Zotter is a unique and successful chocolate factory in Austria. It opened in 1999 in a stable in Josef Zotter’s parents backyard and has now been named among the top 25 chocolate companies in the world.
I was fortunately enough to visit the factory last week and their daring and innovative approach to this traditional industry made three things about creativity very clear to me: eat chocolate, dare to be different and celebrate failure.
Chocolate contains polyphenols, a class of antioxidants that help reduce anxiety and improve your mood, which increases your creative problem solving ability. The simple act of taking a break to eat a candy can also serve as a creative fuel and help us see things from a new perspective.
This fact is not lost on the people at Zotter. By taking a tour of the factory, you can see the whole chocolate production process, from bean to bar. There are also countless tasting stations, one of which serves chocolate in the shape of small light bulbs. If you need a creativity boost, just eat one of those bulbs, and ‘they will light up your ideas’.
This has immediately become my favourite creativity technique. The random word technique is nice as well, but it’s nothing compared to the sweet indulgence of a lightbulb made of dark chocolate (or strawberry chocolate, my son’s favourites).
Experimentation and constant innovation are key factors if you want your business to lead the market. Daring to innovate instead of producing in mass appeal chocolate goes a long way to explain the dramatic success of this chocolate manufactory.
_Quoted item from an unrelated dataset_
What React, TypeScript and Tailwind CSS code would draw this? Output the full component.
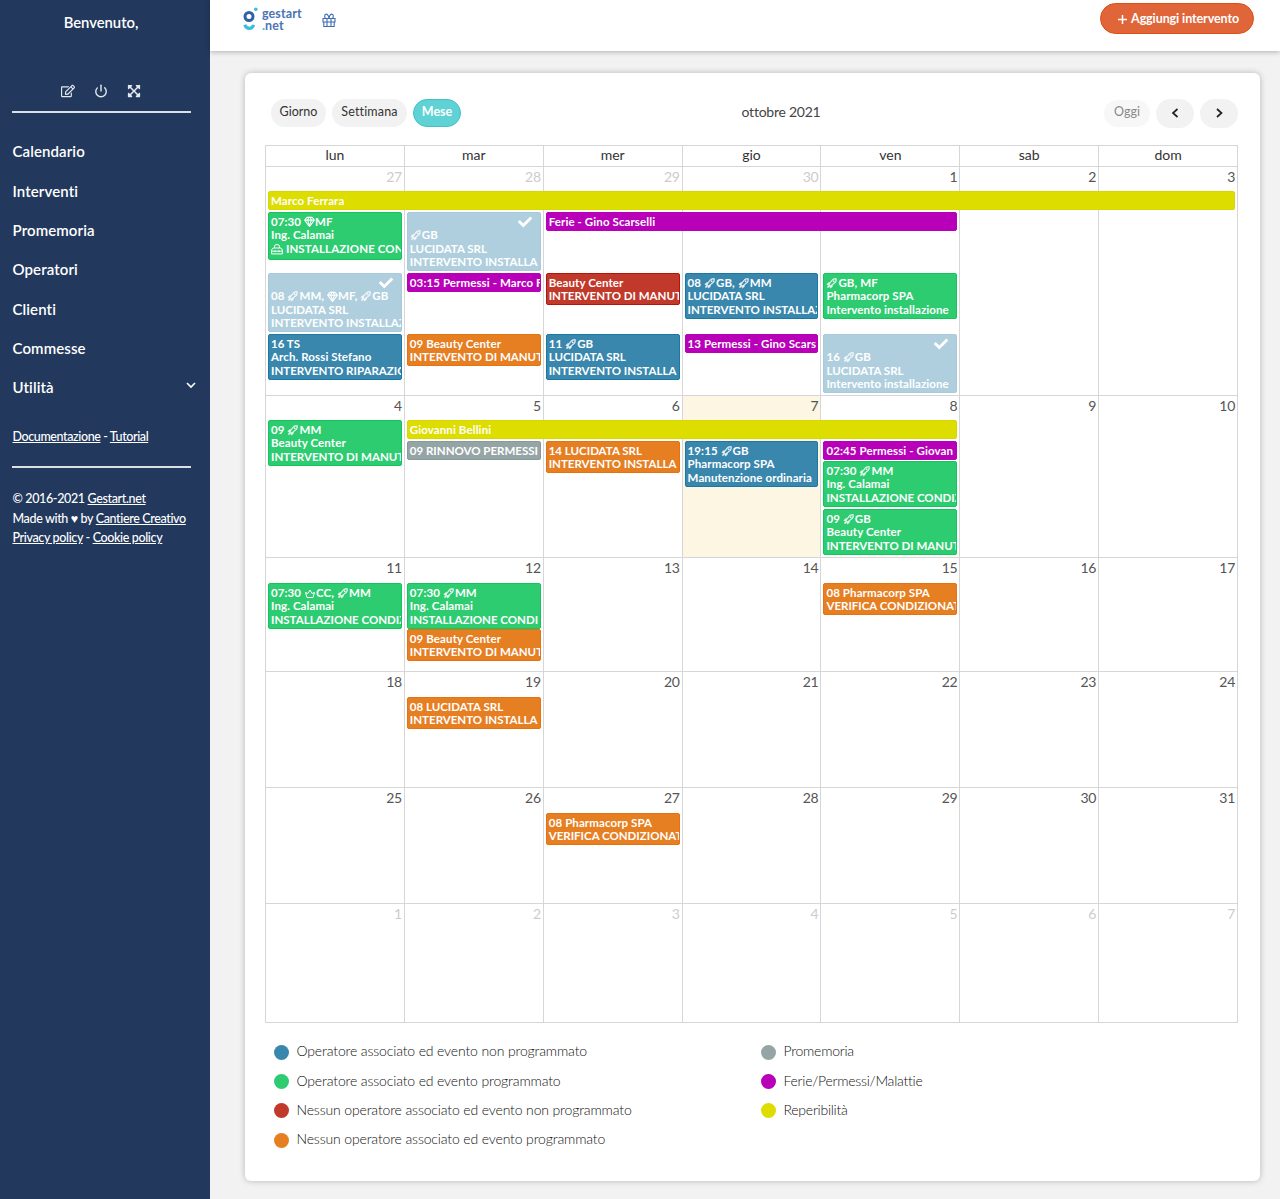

Zotter’s current product assortment is made up of 365 chocolate bars. You can taste a different one every day of the year! You’ll find the classic varieties such as coffee and caramel, but also lots of very unconventional flavours, such as basmati rice and saffron, or sacramental wine and Frankincense. For the more daring among you, there are also some more extreme ingredients, like insects and charred wood.
Behind the factory, there is a big park, and at the beginning of the path leading to the petting zoo, there is a hill with many gravestones… at first, it’s a bit creepy, but then you realise that nobody is buried there because it’s the cemetery of failed ideas! The chocolate flavour ideas that didn’t work out are buried there, with a proper gravestone and the candle. Peanut and ketchup chocolate anyone? This is truly celebrating failure, as we celebrate life.
Innovation is a Darwinian process, where only a few of the best ideas survive, so we should expect failure. The problem is that we human beings are overly optimistic and even now we’re not used to accepting failure.
A smart company should encourage a culture of accepting failure among its employees. Learning from what went wrong and continuously iterate to improve are a necessary part of the innovation process. As the Museum of Failure in Sweden says: ‘Learning is the only way to turn failure into success.’